The letter is signed by leading human rights and environmental organizations based in 25 countries, and identifies a wide range of serious human rights violations and environmental risks associated with the project.
The Phulbari Coal Project is controlled by Global Coal Management Resources plc (GCM), a London-based company, and is the company's principal asset.
GCM's controversial Phulbari Coal Project faces massive opposition in northwest Bangladesh, where it threatens to bulldoze the lands of tens of thousands of mostly farming and indigenous households for whom land is a source of food and a means of survival.
Said one women interviewed in Phulbari, "We don't want the mine. Then where will we, the people, go? What will we eat? If the government wants to set up the mine then our children will die."
Polo Resources, which currently holds nearly one-third (29.81%) of all GCM shares, is one of the largest investors in the controversial mining project.
The civil society letter sent out to Polo and other investors calling on them to disinvest in GCM is being circulated two days before Polo's annual general meeting, to be held in Bermuda on Friday, October 21, 2011, with the aim of alerting investors to the highly risky nature of Polo's investment in the Phulbari project.
Polo is already facing challenges in maintaining the confidence of its investors: Since mid-August of this year, Polo has been struggling to recover from the fall of its share price by over 20%. Just last month, Polo announced that it was instructing advisers to evaluate strategic options for its stake in GCM, thereby setting off rumors that Polo had grown weary of waiting for a return on its investment in GCM and was preparing to dispose of its holding.

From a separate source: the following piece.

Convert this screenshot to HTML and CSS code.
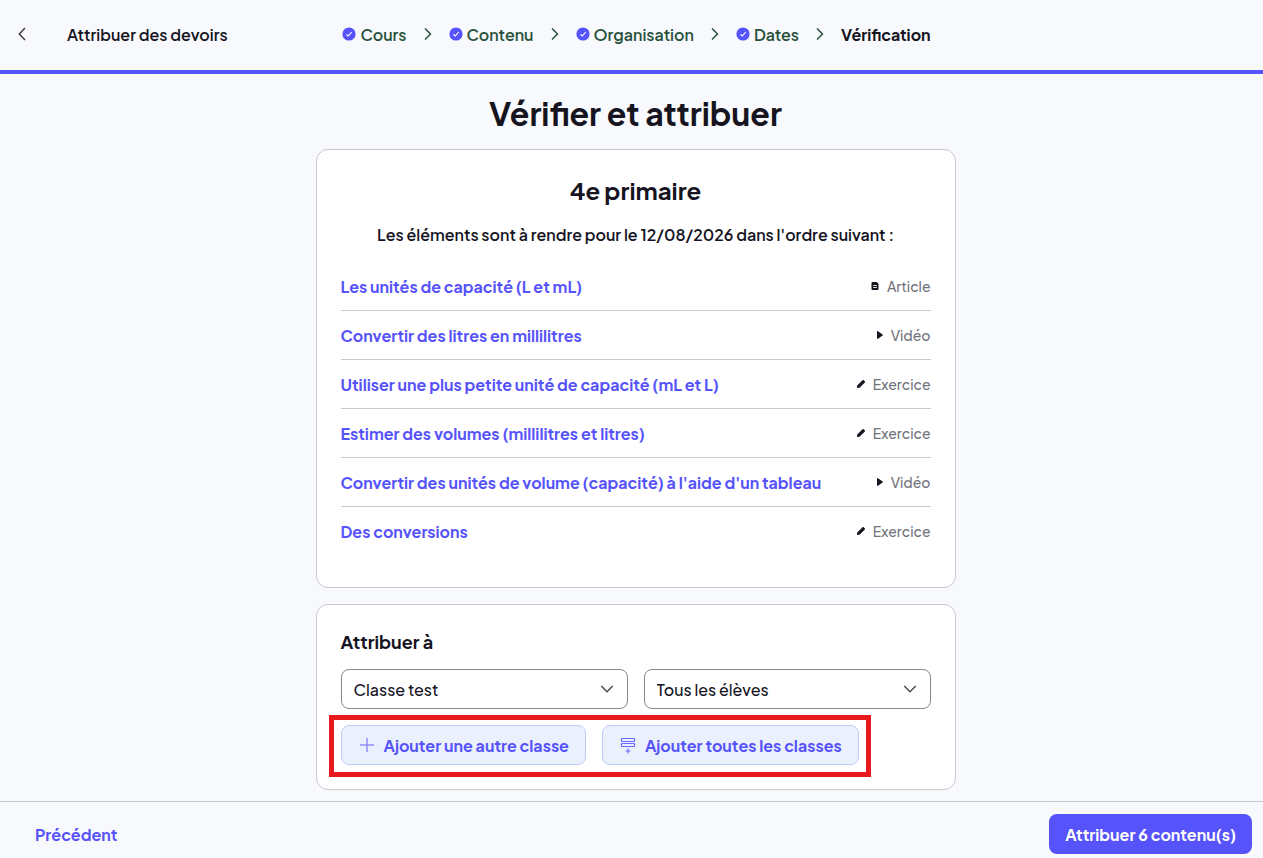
FILE: index.html
```
<!DOCTYPE html>
<html lang="fr">
<head>
<meta charset="utf-8">
<meta name="viewport" content="width=device-width, initial-scale=1">
<title>Attribuer des devoirs</title>
<link rel="stylesheet" href="styles.css">
</head>
<body>
<svg class="sprite" aria-hidden="true">
  <symbol id="check" viewBox="0 0 14 14"><circle cx="7" cy="7" r="6.6" fill="#5753fa"/><path d="M4.4 7.3 6.2 9l3.5-3.8" fill="none" stroke="#fff" stroke-width="1.1"/></symbol>
  <symbol id="next" viewBox="0 0 8 14"><path d="M1 1.5 6.5 7 1 12.5" fill="none" stroke="currentColor" stroke-width="1.5"/></symbol>
  <symbol id="down" viewBox="0 0 14 8"><path d="M1.3 1 7 6.7 12.7 1" fill="none" stroke="currentColor" stroke-width="1.5"/></symbol>
  <symbol id="article" viewBox="0 0 8 8"><path d="M1.200 0h4.300L7.500 1.600V7a1 1 0 0 1-1 1H1.500a1 1 0 0 1-1-1V1a1 1 0 0 1 1-1z" fill="#15141f"/><path d="M2 3.500h4M2 5.500h4" stroke="#fff" stroke-width=".8"/></symbol>
  <symbol id="video" viewBox="0 0 6 8"><path d="M0 .8C0 .2.6-.1 1 .2l4.6 3.2c.4.3.4.9 0 1.200L1 7.800C.6 8.100 0 7.800 0 7.200z" fill="#15141f"/></symbol>
  <symbol id="exercise" viewBox="0 0 8 8"><path d="M0 8 .2 5.500 5.300.4c.5-.5 1.100-.5 1.600 0l.7.7c.5.5.5 1.100 0 1.600L2.500 7.800z" fill="#15141f"/></symbol>
</svg>
<header class="topbar">
  <div class="topbar-left">
    <button class="back" type="button" aria-label="Retour"><svg viewBox="0 0 8 14" width="8" height="14"><path d="M7 1 1.300 7 7 13" fill="none" stroke="currentColor" stroke-width="1.500"/></svg></button>
    <span class="topbar-title">Attribuer des devoirs</span>
  </div>
  <nav aria-label="Étapes">
    <ol class="steps">
      <li class="step"><svg class="check"><use href="#check"/></svg><span>Cours</span><svg class="next"><use href="#next"/></svg></li>
      <li class="step"><svg class="check"><use href="#check"/></svg><span>Contenu</span><svg class="next"><use href="#next"/></svg></li>
      <li class="step"><svg class="check"><use href="#check"/></svg><span>Organisation</span><svg class="next"><use href="#next"/></svg></li>
      <li class="step"><svg class="check"><use href="#check"/></svg><span>Dates</span><svg class="next"><use href="#next"/></svg></li>
      <li class="step current" aria-current="step">Vérification</li>
    </ol>
  </nav>
</header>
<main class="content">
  <h1 class="page-title">Vérifier et attribuer</h1>
  <section class="card">
    <h2 class="class-name">4e primaire</h2>
    <p class="intro">Les éléments sont à rendre pour le 12/08/2026 dans l'ordre suivant :</p>
    <ul class="items">
      <li class="item"><a href="#">Les unités de capacité (L et mL)</a><span class="kind"><svg width="8" height="8"><use href="#article"/></svg>Article</span></li>
      <li class="item"><a href="#">Convertir des litres en millilitres</a><span class="kind"><svg width="6" height="8"><use href="#video"/></svg>Vidéo</span></li>
      <li class="item"><a href="#">Utiliser une plus petite unité de capacité (mL et L)</a><span class="kind"><svg width="8" height="8"><use href="#exercise"/></svg>Exercice</span></li>
      <li class="item"><a href="#">Estimer des volumes (millilitres et litres)</a><span class="kind"><svg width="8" height="8"><use href="#exercise"/></svg>Exercice</span></li>
      <li class="item"><a href="#">Convertir des unités de volume (capacité) à l'aide d'un tableau</a><span class="kind"><svg width="6" height="8"><use href="#video"/></svg>Vidéo</span></li>
      <li class="item"><a href="#">Des conversions</a><span class="kind"><svg width="8" height="8"><use href="#exercise"/></svg>Exercice</span></li>
    </ul>
  </section>
  <section class="card">
    <h3 class="assign-title">Attribuer à</h3>
    <div class="selects">
      <div class="select"><select aria-label="Classe"><option>Classe test</option></select><svg><use href="#down"/></svg></div>
      <div class="select"><select aria-label="Élèves"><option>Tous les élèves</option></select><svg><use href="#down"/></svg></div>
    </div>
    <div class="add-actions">
      <button class="add" type="button"><svg width="20" height="20" viewBox="0 0 20 20"><path d="M10 3v14M3 10h14" stroke="#8f8dfb" stroke-width="1.500"/></svg>Ajouter une autre classe</button>
      <button class="add" type="button"><svg width="20" height="20" viewBox="0 0 20 20" fill="none" stroke="#6c68fa" stroke-width="1.200"><rect x="3.500" y="3.500" width="13" height="3" rx=".5"/><rect x="3.500" y="8.500" width="13" height="3" rx=".5"/><path d="M10 13.500v5M7.500 16h5"/></svg>Ajouter toutes les classes</button>
    </div>
  </section>
</main>
<footer class="bottombar">
  <a class="previous" href="#">Précédent</a>
  <button class="submit" type="button">Attribuer 6 contenu(s)</button>
</footer>
</body>
</html>
```
FILE: styles.css
```
* { box-sizing: border-box; }
body {
  margin: 0;
  min-height: 100vh;
  display: flex;
  flex-direction: column;
  background: #f8f9fc;
  color: #15141f;
  font: 600 16px/24px "Plus Jakarta Sans", Inter, sans-serif;
}
button, select { font: inherit; color: inherit; }
button { cursor: pointer; }
a { color: #5753fa; text-decoration: none; }
h1, h2, h3, p, ul, ol { margin: 0; padding: 0; }
ul, ol { list-style: none; }
.sprite { display: none; }

.topbar {
  display: grid;
  grid-template-columns: 1fr auto 1fr;
  align-items: center;
  min-height: 74px;
  padding: 0 8px 0 18px;
  border-bottom: 4px solid #5753fa;
}
.topbar-left { display: flex; align-items: center; gap: 41px; }
.back { display: flex; padding: 0; border: 0; background: none; color: #3d3e46; }
.steps { display: flex; gap: 17px; }
.step { display: flex; align-items: center; color: #28513b; }
.check { width: 14px; height: 14px; margin-right: 4px; }
.next { width: 8px; height: 14px; margin-left: 17px; }
.back svg, .check, .next { margin-bottom: 2px; }
.current { color: #15141f; font-weight: 700; }

.content {
  flex: 1;
  display: flex;
  flex-direction: column;
  align-items: center;
  gap: 16px;
  padding: 19px 0 11px 8px;
}
.page-title { font-size: 32px; line-height: 40px; font-weight: 700; }
.card {
  width: 100%;
  max-width: 640px;
  padding: 24px;
  border: 1px solid #c8c9cd;
  border-radius: 12px;
  background: #fff;
}
.class-name { font-size: 24px; line-height: 32px; font-weight: 700; text-align: center; }
.intro { margin: 17px 0 15px; text-align: center; }
.items { margin-bottom: 8px; }
.item {
  display: flex;
  justify-content: space-between;
  align-items: center;
  gap: 16px;
  padding: 11px 0;
  font-weight: 700;
}
.item a { padding-top: 2px; }
.item + .item { border-top: 1px solid #c8c9cd; }
.kind { display: flex; align-items: center; gap: 8px; color: #72747d; font-size: 14px; font-weight: 500; }

.assign-title { padding-top: 1px; font-size: 18px; font-weight: 700; }
.selects { display: grid; grid-template-columns: 1fr 1fr; gap: 16px; margin: 15px 0 16px; }
.select { position: relative; }
.select select {
  appearance: none;
  width: 100%;
  height: 40px;
  padding: 2px 36px 0 12px;
  border: 1px solid #85868f;
  border-radius: 8px;
  background: #fff;
  font-weight: 500;
}
.select svg {
  position: absolute;
  top: 16px;
  right: 14px;
  width: 14px;
  height: 8px;
  color: #4a4b53;
  pointer-events: none;
}
.add-actions { position: relative; display: flex; gap: 16px; width: fit-content; }
.add-actions::after {
  content: "";
  position: absolute;
  inset: -10px -12px -12px;
  border: 5px solid #e8191d;
  pointer-events: none;
}
.add {
  display: flex;
  align-items: center;
  gap: 7px;
  height: 40px;
  padding: 2px 16px 0 15px;
  border: 1px solid #bfcafd;
  border-radius: 8px;
  background: #eaf1fd;
  color: #5753fa;
  font-weight: 700;
  white-space: nowrap;
}
.add svg { margin-bottom: 2px; }

.bottombar {
  display: flex;
  justify-content: space-between;
  align-items: center;
  padding: 12px 11px 4px 35px;
  border-top: 1px solid #c8c9cd;
  font-weight: 700;
}
.previous { padding-top: 2px; }
.submit {
  height: 40px;
  padding: 2px 16px 0;
  border: 0;
  border-radius: 8px;
  background: #5753fa;
  color: #fff;
}
```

A major source of the delay on the project has been controversy over the project impacts in Bangladesh:
"This is the largest grassroots resistance to a single project that I have seen in my career-and for good reason," notes Joanna Levitt, Executive Director of International Accountability Project (IAP), a human rights group that has been following the case since 2008.
"The project would destroy 14,500 acres of fertile farmland, in a region that now serves as the rice bowl for the Bangladesh, a country in which nearly half of all people currently do not have enough to eat," Levitt notes.
"The communities in the Phulbari region have made it very clear that they are willing to risk their lives to stop this project," Levitt added.
The same sentiment was echoed by Anu Muhammad, Professor of Economics at Bangladesh's Jahangirnagar University, speaking from his home in Dhaka today.
"People of Phulbari and in the neighboring village of Barapukuria are in high spirits. They are ready to die to oppose this project, and will never allow open pit in their area."
The people the project would displace are at least 2,200 Indigenous people, according to Cultural Survival, a Boston-based human right organization.
"To them the mine means ethnocide," says Paula Palmer, who recently launched an international campaign to halt the project as Director of Cultural Survival's Global Response Program.
Efforts to push forward the coalmine despite strong opposition have resulted in bloodshed. In August of 2006, paramilitary forces opened fire on as many as 70,000 people demonstrating against the project in Phulbari, killing three people and injuring more then 100.
Human right organizations have repeatedly expressed concern about a high risk of further violence against people fighting the mine. Despite the risks, resistance to the project appears to be growing, with huge protests involving as many as 100,000 people continuing over the past six years.